After almost three years of being in this Digital Death realm since, after everything I've read and wrote and met and heard and lectured, after all the essays, articles, papers, conferences and personal stories - in addition to my own family's tragedy - I can say that we can and should do more


  • As far as the internet users are concerned
    • We should be doing more. We should be aware that each and every one of us already has digital assets of tremendous value to the people who love us, and manage it.
      I get it, no one wants to think about a possible injury which will incur a memory loss, finding themselves locked out of everything they have in their computer and in the net, because they were relying only on their memory and no one else has the passwords and they're not written anywhere.
      I also get it that no one wants to think about the possibility of themselves dying.
      But you know what? I don't accept that. Get over it. Toughen up. Brace yourselves. Rise above it.
      Writing a will maybe isn't a fun thing, but it's important, so you gather your courage for half an hour, and you write down a will.
      Going to the dentist isn't fun either and you go anyway, and having an insurance policy isn't fun either, cause it makes you think about possible injuries, illnesses, accidents or death scenarios, yet you have an insurance policy nevertheless. G e t   o v e r   i t .
      You know what else? in some ways, this is more important than writing a will, because in Israel, even if you don't leave a will, legislation and legal precedence and social norms are in place, and people will know what to do with your physical assets even without a will.
      With your digital assets, however, this is not the case, as there 
      is no legislation, no legal precedence and no social norms - not to mention the fact that you're using international internet providers as well as local ones - so your loved ones will be dependent on the varying policies of each and every provider separately , in Israel and abroad. Even if you are not old enough or wealthy enough to have physical assets, you definitely have already gathered digital assets. Be responsible and take care of it.

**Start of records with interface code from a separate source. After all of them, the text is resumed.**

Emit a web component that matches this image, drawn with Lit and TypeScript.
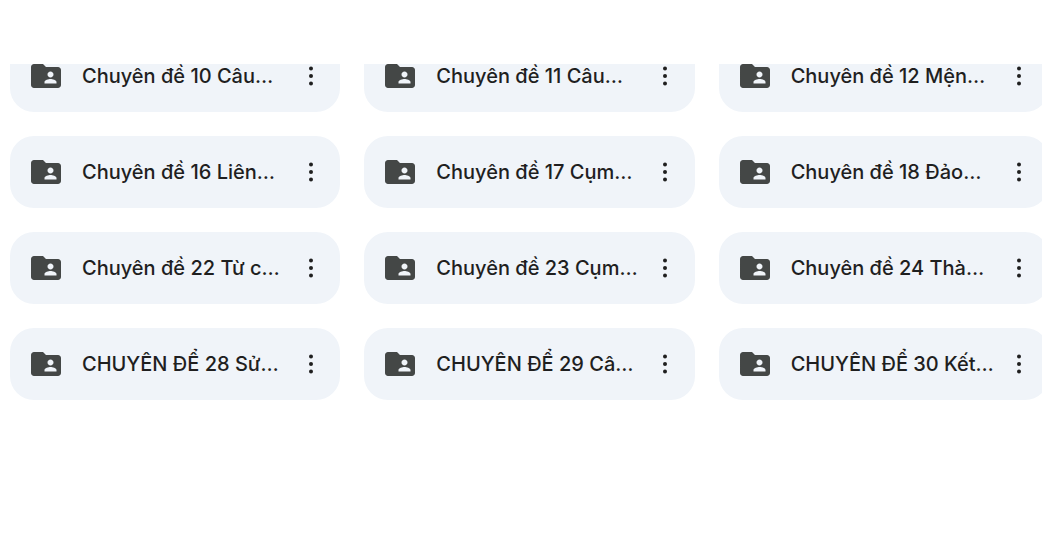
import { LitElement, css, html } from 'lit'
import { customElement } from 'lit/decorators.js'

const folders = [
  'Chuyên đề 10 Câu…',
  'Chuyên đề 11 Câu…',
  'Chuyên đề 12 Mện…',
  'Chuyên đề 16 Liên…',
  'Chuyên đề 17 Cụm…',
  'Chuyên đề 18 Đảo…',
  'Chuyên đề 22 Từ c…',
  'Chuyên đề 23 Cụm…',
  'Chuyên đề 24 Thà…',
  'CHUYÊN ĐỂ 28 Sử…',
  'CHUYÊN ĐỂ 29 Câ…',
  'CHUYÊN ĐỂ 30 Kết…',
]

@customElement('app-root')
export class AppRoot extends LitElement {
  static styles = css`
    :host {
      display: block;
      width: 1042px;
      height: 553px;
      overflow: hidden;
      background: #fff;
      font-family: Inter, Roboto, sans-serif;
    }
    .scroller {
      margin-top: 64px;
      height: 489px;
      overflow: hidden;
    }
    .grid {
      display: grid;
      grid-template-columns: repeat(3, 330.33px);
      gap: 24px;
      width: 1040px;
      margin-top: -24px;
      padding-left: 10px;
    }
    .card {
      display: flex;
      align-items: center;
      height: 72px;
      padding-left: 18px;
      border-radius: 24px;
      background: #f0f4f9;
    }
    .folder {
      flex: none;
      width: 36px;
      height: 36px;
      fill: #444746;
    }
    .name {
      flex: 1;
      min-width: 0;
      margin-left: 18px;
      white-space: nowrap;
      font-size: 20px;
      font-weight: 500;
      color: #1f1f1f;
    }
    .more {
      flex: none;
      width: 36px;
      height: 36px;
      margin: 0 11.5px 0 6px;
      fill: #1f1f1f;
    }
  `

  render() {
    return html`
      <div class="scroller">
        <div class="grid">
          ${folders.map(
            (name) => html`
              <div class="card">
                <svg class="folder" viewBox="0 0 24 24">
                  <path
                    d="M20 6h-8l-2-2H4c-1.1 0-1.99.9-1.99 2L2 18c0 1.1.9 2 2 2h16c1.1 0 2-.9 2-2V8c0-1.1-.9-2-2-2zm-5 3c1.1 0 2 .9 2 2s-.9 2-2 2-2-.9-2-2 .9-2 2-2zm4 8h-8v-1c0-1.33 2.67-2 4-2s4 .67 4 2v1z"
                  />
                </svg>
                <span class="name">${name}</span>
                <svg class="more" viewBox="0 0 36 36">
                  <circle cx="18" cy="10.5" r="2" />
                  <circle cx="18" cy="18" r="2" />
                  <circle cx="18" cy="25.5" r="2" />
                </svg>
              </div>
            `
          )}
        </div>
      </div>
    `
  }
}
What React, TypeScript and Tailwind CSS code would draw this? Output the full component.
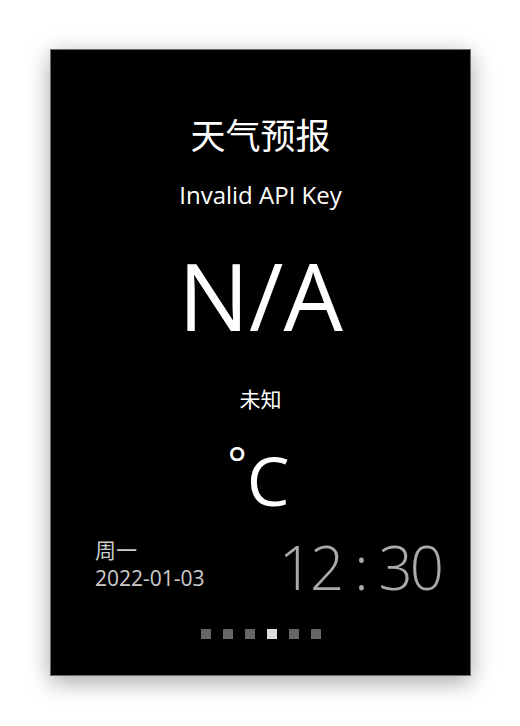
import React from "react";

const font = { fontFamily: '"Open Sans", "Noto Sans CJK SC", sans-serif' };

export default function App() {
  const dots = [0, 1, 2, 3, 4, 5];
  return (
    <div className="w-[520px] h-[726px] bg-white pt-[49px] pl-[50px]" style={font}>
      <div className="w-[421px] h-[627px] bg-black border border-[#6b6b6b] shadow-[0_6px_22px_rgba(0,0,0,0.35)] flex flex-col items-center text-white">
        <div className="mt-[66px] text-[35px] leading-[40px]">天气预报</div>
        <div className="mt-[24px] text-[24px] leading-[30px]">Invalid API Key</div>
        <div className="mt-[35px] text-[94px] leading-[100px]">N/A</div>
        <div className="mt-[40px] text-[21px] leading-[28px]">未知</div>
        <div className="mt-[29px] flex items-start pr-[4px]">
          <span className="text-[45px] leading-[42px]">°</span>
          <span className="text-[68px] leading-[76px]">C</span>
        </div>
        <div className="mt-[16px] w-full flex justify-between items-start pl-[44px] pr-[32px]">
          <div className="flex flex-col text-[#cccccc] pt-[2px]">
            <div className="text-[21px] leading-[28px]">周一</div>
            <div className="text-[21px] leading-[28px]">2022-01-03</div>
          </div>
          <div className="flex items-baseline gap-[10px] text-[60px] leading-[62px] font-light text-[#aaaaaa] pt-[2px]">
            <span className="tracking-[-3px] mr-[3px]">12</span>
            <span>:</span>
            <span className="tracking-[-3px] mr-[-3px]">30</span>
          </div>
        </div>
        <div className="mt-[31px] flex gap-[12px]">
          {dots.map((d) => (
            <div
              key={d}
              className={d === 3 ? "w-[10px] h-[10px] bg-[#dcdcdc]" : "w-[10px] h-[10px] bg-[#666666]"}
            />
          ))}
        </div>
      </div>
    </div>
  );
}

  • As far as the Israel internet providers are concerned 
    • You should be doing more. Each provider should have a clear policy regarding the way it conducts itself when a user passes away, and this policy should be openly published, both towards the user when he or she opens an account and towards his or her loved ones, after his or her death. Currently these policies can only be found in this blog, as part of the Technical Guide.
  • As far as the Israeli authorities are concerned
    • You should be doing more. Regulation should be placed over the Israeli internet providers, making them clearly and prominently publish their policies regarding a death of their user. 
      Israeli legislation needs to be adapted into dealing with digital assets. Maybe the solution would be to deem digital assets as extra-testamentary, allowing for digital estate to be managed in a digital manner (many companies currently offer such online solutions), so it won't be a violation of current Inheritance Law and Regulations, Chapter one, clause 8a: 
      "Transactions in future inheritances: An agreement about a person’s estate and a waiver of his estate, made while that person was alive, is void”
      Maybe another solution should be considered, such as: digital legacy management sites, upholding certain levels of data protection, shall be considered as valid, for this purpose only.
      I initiated a meeting with the Ministry of Justice a year ago, but haven't heard from them
      since.  
    • The Army needs to do more. Since serving in the IDF is mandatory, and since each and every soldier fills up a form upon his or her recruit, and this form includes personal information such as address, marital status, kinship, etc., and later on, whenever he or she checks into a new base the soldier updates this form, this is a wonderful opportunity and each and every soldier should also specify his or her wishes regarding their digital estate, as part of updating this form.
  • As far as the international providers are concerned
    • You should be doing more. Just like each internet provider forces its users to sign their Terms of Use, and just like some internet providers forces its users to provide a phone number or an alternate email address in case their account will get hacked into, each and every internet services providers should force all of their users to decide what would each user wish for the ISP to do with their account after their demise and/or in case they'll lose their ability to access this account due to an injury, etc. Google is the first ISP to offer an in-house solution: Inactive Account Manager, but this service is an option, not a must.
  • As far as lawyers are concerned 
    • You should be doing more. When your clients are asking for your advice and guidance regarding their wills and estate, when they share their concerns with you regarding what shall take place after their death, you should be the ones drawing their attention to this subject. Tell them their digital estate entails assets of financial value as well as sentimental value, and these assets need to be taken care of as well. 
  • As far as individuals and organizations supporting bereaved people and dying people and their families are concerned
    • You should be doing more. If you are supporting dying people and their families, talk to them about the digital, online and virtual aspects they should be also taking into account.
      If you are supporting bereaved people who have already lost a loved one, talk to them about 
       the digital, online and virtual aspects they will also have to deal with, help them prepare for it and support them as they go through this as well. 
The change should occur from all directions: From "below" - internet users, lawyers etc., as well as from "above" - authorities, legislation, regulation, IDF etc., as well as from the "middle" - ISPs. This is the only way the necessary change could take place. And we need to generate this change sooner rather then later, before more and more families find themselves locked out of the entire digital legacy of their loved ones. 

I was recently told about a bereaved mother that upon notification of her son's death said "I don't have any recent photos of his", and when she accessed his Facebook account, which was still logged in from his home computer, she found about 800 pictures of his she didn't even know. And now imagine her locked out of his account and all these pictures, and not having them. Like Hallie, CJ's mom, said after his son committed suicide: 
"Never ever wonder if you're taking too many pictures of your child. I would give anything for a million more".